In 1894 he became a member of the Independent Labour Party and, later, Secretary of the Labour Representation Committee. When the Labour party formed, he was elected Labour MP for Leicester and became party leader. He took on the prime ministerial position after a vote of no confidence in the Conservative government in 1924 led King George V to call on MacDonald to form a minority government. This was short-lived but he again became prime minister five years later.  

He presided over some of the most turbulent years in British history, including the Great Depression and the rise of German Nazism. He was criticised for abandoning the Labour government to lead a National Government formed mostly of Conservatives in 1931 and for his pacifism in the face of the Hitler regime, but more recently scholars have praised his astute decision-making and socialist policies. 

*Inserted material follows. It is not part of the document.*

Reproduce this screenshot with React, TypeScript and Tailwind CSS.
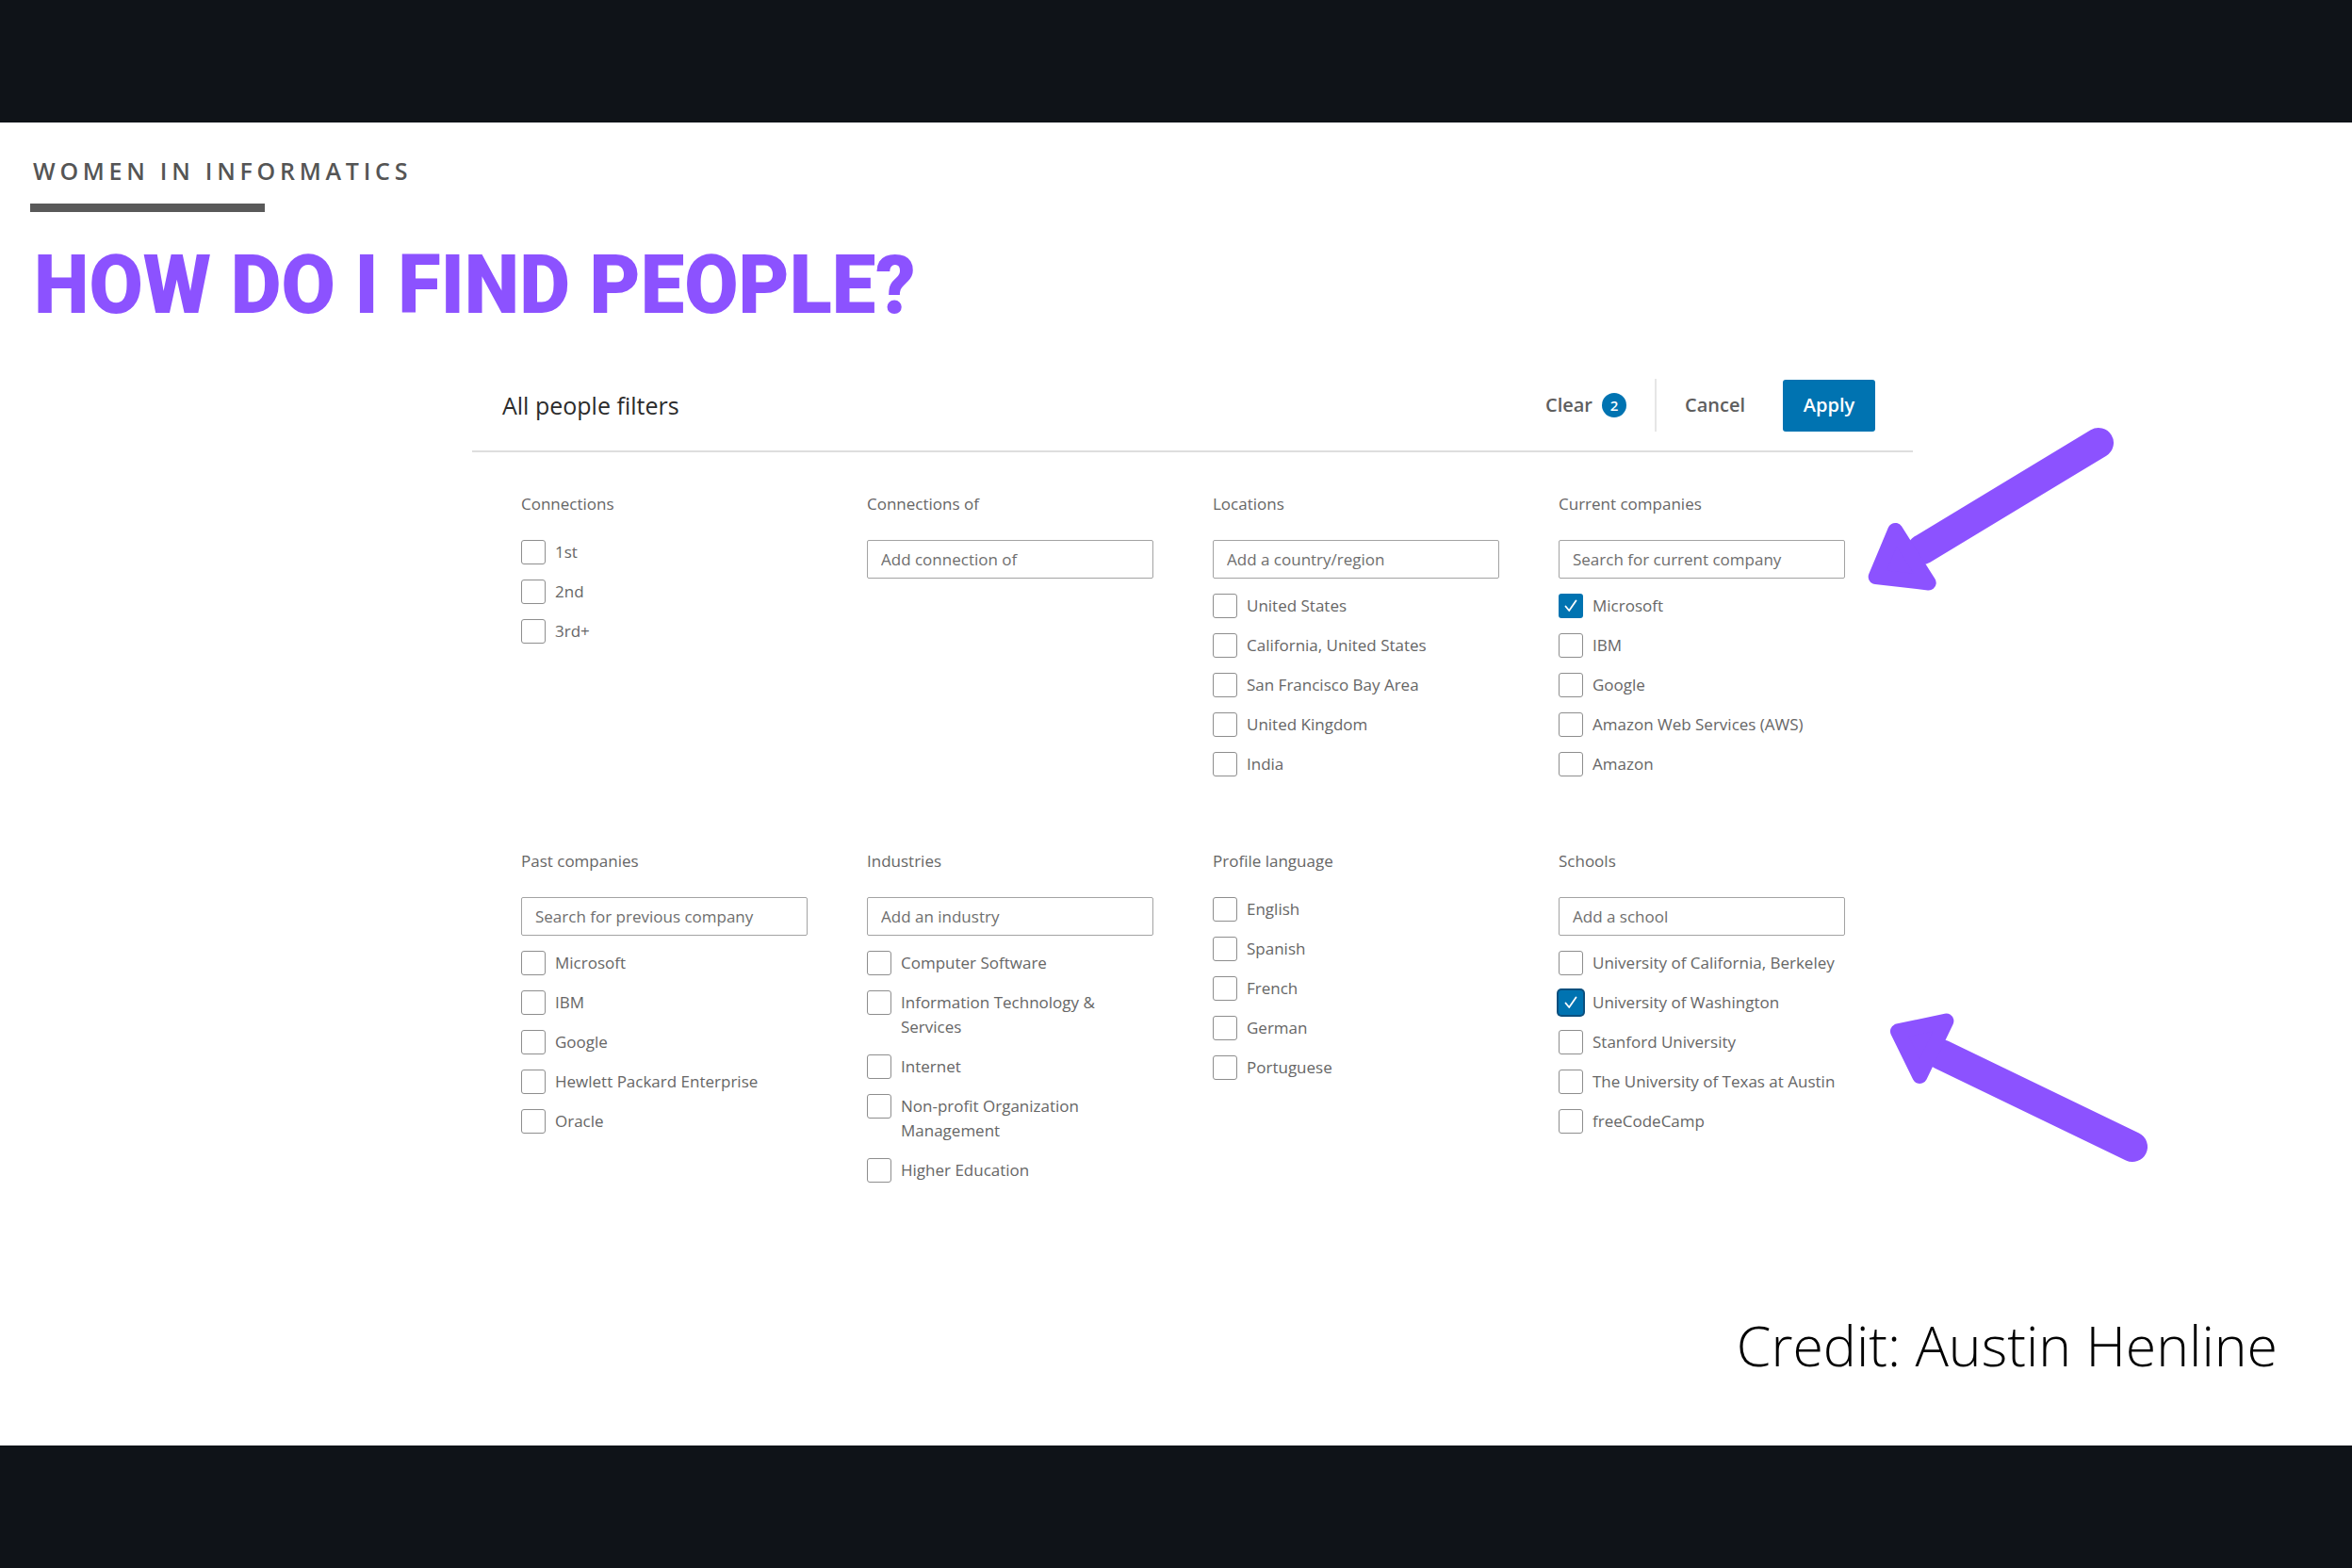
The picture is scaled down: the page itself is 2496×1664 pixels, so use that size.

200th Anniversary Birkbeck Effects: Philip Powell, Former dean of Business, Economics and Infomatics

Professor Philip Dewe was Professor of Organisational Behaviour in the Department of Organizational Psychology at Birkbeck. Having joined the College from Massey University in his native New Zealand in 2000, for 11 years Professor Dewe also gave outstanding service to Birkbeck as Vice-Master, stepping down from the role in summer 2014. 

Philip was a much-loved member of the Birkbeck community for many years.  He drove the Stratford project while also acting for many years as head of department for Organizational Psychology.  Despite his busy role, Philip made time for everyone, and greatly inspired those who knew or worked with him. 

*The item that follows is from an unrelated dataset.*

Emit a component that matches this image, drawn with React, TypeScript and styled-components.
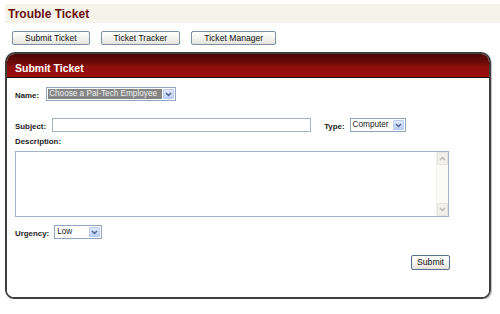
import styled, { createGlobalStyle } from "styled-components";

const GlobalStyle = createGlobalStyle`
    body {
        margin: 0;
        background: #fff;
        font-family: "Liberation Sans", Arial, sans-serif;
        color: #1a1a1a;
    }
`;

const Chevron = ({down = true}: {down?: boolean}) => (
    <svg width="7" height="5" viewBox="0 0 7 5">
        <path
            d={down ? "M1 1 L3.5 3.6 L6 1" : "M1 4 L3.5 1.4 L6 4"}
            fill="none"
            stroke="currentColor"
            strokeWidth="1.4"
        />
    </svg>
);

const Select = ({width, value, selected}: {width: number, value: string, selected?: boolean}) => (
    <SelectFrame $w={width}>
        <SelectValue $selected={selected}>{value}</SelectValue>
        <SelectArrow><Chevron/></SelectArrow>
    </SelectFrame>
);

const App = () => {
    return (
        <Page>
            <GlobalStyle/>
            <TitleBar>Trouble Ticket</TitleBar>

            <NavRow>
                <NavButton>Submit Ticket</NavButton>
                <NavButton>Ticket Tracker</NavButton>
                <NavButton>Ticket Manager</NavButton>
            </NavRow>

            <Panel>
                <PanelHeader>Submit Ticket</PanelHeader>
                <PanelBody>
                    {/* Name */}
                    <FieldRow>
                        <Label $gap={7}>Name:</Label>
                        <Select width={130} value="Choose a Pal-Tech Employee" selected/>
                    </FieldRow>

                    {/* Subject + type */}
                    <FieldRow $top={17}>
                        <Label $gap={6}>Subject:</Label>
                        <TextInput type="text"/>
                        <Label $gap={5} $left={13}>Type:</Label>
                        <Select width={56} value="Computer"/>
                    </FieldRow>

                    <BlockLabel>Description:</BlockLabel>
                    <TextArea>
                        <TextAreaField/>
                        <ScrollTrack>
                            <ScrollButton><Chevron down={false}/></ScrollButton>
                            <ScrollButton><Chevron/></ScrollButton>
                        </ScrollTrack>
                    </TextArea>

                    <FieldRow $top={8}>
                        <Label $gap={5}>Urgency:</Label>
                        <Select width={48} value="Low"/>
                    </FieldRow>

                    <SubmitRow>
                        <SubmitButton>Submit</SubmitButton>
                    </SubmitRow>
                </PanelBody>
            </Panel>
        </Page>
    );
}

export default App;


const Page = styled.div`
    padding-top: 4px;
    width: 500px;
`;

const TitleBar = styled.div`
    display: flex;
    align-items: center;
    height: 19px;
    margin-left: 5px;
    padding-left: 3px;
    background-color: #f6f3ea;
    color: #6a0f0f;
    font-size: 12px;
    font-weight: 700;
`;

const NavRow = styled.div`
    display: flex;
    gap: 11px;
    margin-top: 8px;
    padding-left: 12px;
`;

const NavButton = styled.button`
    height: 14px;
    padding: 0 12px;
    border: 1px solid #7b8fa6;
    border-radius: 2px;
    background: linear-gradient(#ffffff, #f1f1ec 60%, #e2e1da);
    font-family: inherit;
    font-size: 8.6px;
    line-height: 12px;
    color: #111;
`;

const Panel = styled.div`
    margin: 7px 9px 0 5px;
    border: 2px solid #3e3e3e;
    border-radius: 10px 10px 9px 9px;
    overflow: hidden;
    box-shadow: 1px 1px 1px rgba(0, 0, 0, .25);
`;

const PanelHeader = styled.div`
    display: flex;
    align-items: center;
    height: 24px;
    padding: 4px 0 0 8px;
    box-sizing: border-box;
    border-bottom: 1px solid #151515;
    background: linear-gradient(#4c0707, #6a0a09 35%, #900e0b 60%, #9a100b);
    color: #fff;
    font-size: 10.5px;
    font-weight: 700;
`;

const PanelBody = styled.div`
    display: flex;
    flex-direction: column;
    padding: 9px 8px 27px 8px;
    background: #fff;
`;

const FieldRow = styled.div<{ $top?: number }>`
    display: flex;
    align-items: center;
    height: 14px;
    margin-top: ${props => props.$top || 0}px;
`;

const Label = styled.span<{ $gap?: number, $left?: number }>`
    margin-left: ${props => props.$left || 0}px;
    margin-right: ${props => props.$gap || 6}px;
    padding-top: 2px;
    font-size: 7.9px;
    font-weight: 700;
    color: #1c1c1c;
`;

const BlockLabel = styled(Label)`
    margin-top: 5px;
    line-height: 9px;
    padding-top: 0;
`;

const SelectFrame = styled.div<{ $w: number }>`
    display: flex;
    width: ${props => props.$w}px;
    height: 14px;
    box-sizing: border-box;
    padding: 1px;
    border: 1px solid #8ea6c4;
    background: #fff;
`;

const SelectValue = styled.span<{ $selected?: boolean }>`
    flex: 1;
    padding-left: 1px;
    font-size: 8.2px;
    line-height: 10px;
    white-space: nowrap;
    color: #222;

    ${props => props.$selected && `
        background-color: #858585;
        color: #f0f0f0;
    `}
`;

const SelectArrow = styled.span`
    display: flex;
    align-items: center;
    justify-content: center;
    flex-shrink: 0;
    width: 11px;
    margin-left: 1px;
    box-sizing: border-box;
    border: 1px solid #b9cbf3;
    border-radius: 1px;
    background: linear-gradient(#dfe8fe, #bccff9);
    color: #4b5f8a;
`;

const TextInput = styled.input`
    width: 259px;
    height: 14px;
    box-sizing: border-box;
    margin: 0;
    padding: 0 2px;
    border: 1px solid #a4b4c8;
    background: #fff;
    font-family: inherit;
    font-size: 8.7px;
    outline: none;
`;

const TextArea = styled.div`
    display: flex;
    width: 434px;
    height: 66px;
    box-sizing: border-box;
    margin-top: 5px;
    border: 1px solid #a4b4c8;
    background: #fff;
`;

const TextAreaField = styled.div`
    flex: 1;
`;

const ScrollTrack = styled.div`
    display: flex;
    flex-direction: column;
    justify-content: space-between;
    width: 11px;
    background: #fbfbf6;
    border-left: 1px solid #f1f1ea;
`;

const ScrollButton = styled.span`
    display: flex;
    align-items: center;
    justify-content: center;
    height: 11px;
    background: #f0efe8;
    border: 1px solid #e6e5dd;
    border-radius: 1px;
    color: #b9b9b0;
`;

const SubmitRow = styled.div`
    display: flex;
    justify-content: flex-end;
    width: 435px;
    margin-top: 16px;
`;

const SubmitButton = styled.button`
    height: 15px;
    padding: 0 5px;
    border: 1px solid #55708f;
    border-radius: 2px;
    background: linear-gradient(#ffffff, #f3f2ed 60%, #e4e2d9);
    font-family: inherit;
    font-size: 8.7px;
    line-height: 13px;
    color: #111;
`;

200th Anniversary Birkbeck Effects: Philip Dewe, Vice-Master

Professor Philip Dewe was Professor of Organisational Behaviour in the Department of Organizational Psychology at Birkbeck. Having joined the College from Massey University in his native New Zealand in 2000, for 11 years Professor Dewe also gave outstanding service to Birkbeck as Vice-Master, stepping down from the role in summer 2014. 

Philip was a much-loved member of the Birkbeck community for many years.  He drove the Stratford project while also acting for many years as head of department for Organizational Psychology.  Despite his busy role, Philip made time for everyone, and greatly inspired those who knew or worked with him. 

200th Anniversary Birkbeck Effects: Peter Goodrich, Co-founder of Birkbeck law school

Peter Goodrich was one of the founding members of the law school. His work in setting up the school and establishing its reputation is only one of the claims that could be made of his contribution to the Birkbeck effect. Peter is one of the most important figures in contemporary legal theory – with an international reputation. He is presently professor of law at Benjamin Cardozo law school in New York, and he remains a friend and supporter of Birkbeck. His intellectual legacy extends into critical legal theory, law and literature, legal history, law and aesthetics and law and visual culture. A pioneer in his field, an intellectual champion of sophisticated and joyous critical thinking, Peter’s name should be in any list of those who exemplify the spirit of Birkbeck. 

200th Anniversary Birkbeck Effects: Paul Hirst, Politics Lecturer

In the 1970s, when Hirst joined the fledgling Department of Politics and Sociology, he was an “uncompromising Althusserian” known for his “unbending theoretical rigour”. He co-founded the Althusserian journal Theoretical Practice, which attacked empiricism and positivism, while defending the scientific study of Marxism. It took an anti-historical, anti-humanist, and structuralist approach that generated a furious backlash, accused of creating a “self-generating conceptual universe” that “imposes its own identity upon the phenomenon of material and social existence, rather than engaging in a continual dialogue with them”. By the early 1990s, however, Hirst had recanted dogmatism, choosing a more heterodox position. He was later to denounce the “ideologisation of political studies” in the 1970s, which led to “so much energy” being “consumed in infighting between Marxist sects”. He argued against the “if you are not for us, you are against us” mentality, maintaining that it was “lethal to the scepticism and objectivity needed both for scientific work and credible political action”. In this he was able to attack dogmatic “left” and “right” ideologies. Who could dispute, he suggested, that “cosmopolitan idealism, neo imperialism and revived revolutionary leftism” were all failed forms of twentieth century politics? Twenty-first century crises needed real solutions, grounded in a deep scrutiny of politics, publics, and economic patterns. 

200th Anniversary Birkbeck Effects: Paul Dienes, Professor of mathematics

Hungarian-born mathematician Dienes has already been mentioned in the previous chapter. He had been forced to flee Hungary after the fall of the Hungarian Soviet Republic. As a supporter of Béla Kun, leader of the Republic, Dienes had been responsible for reorganising Hungarian universities with the aim of welcoming working-class students. This was not looked upon favourably during the “white terror”, when communist supporters were hunted down; large numbers, executed. Diene fled, bribing a captain of a river boat on the Danube to smuggle him out of the country, hiding in a wine barrel. He was unceremoniously decanted in Vienna, with nothing but the clothes on his back. After time in Vienna, Paris, Aberystwyth, and Swansea, Dienes joined Birkbeck’s Mathematics Department in 1929 and stayed until he retired in 1948, immersing himself in function theory, relativity, tensors, infinite matrices, axiomatics, and mathematical logic.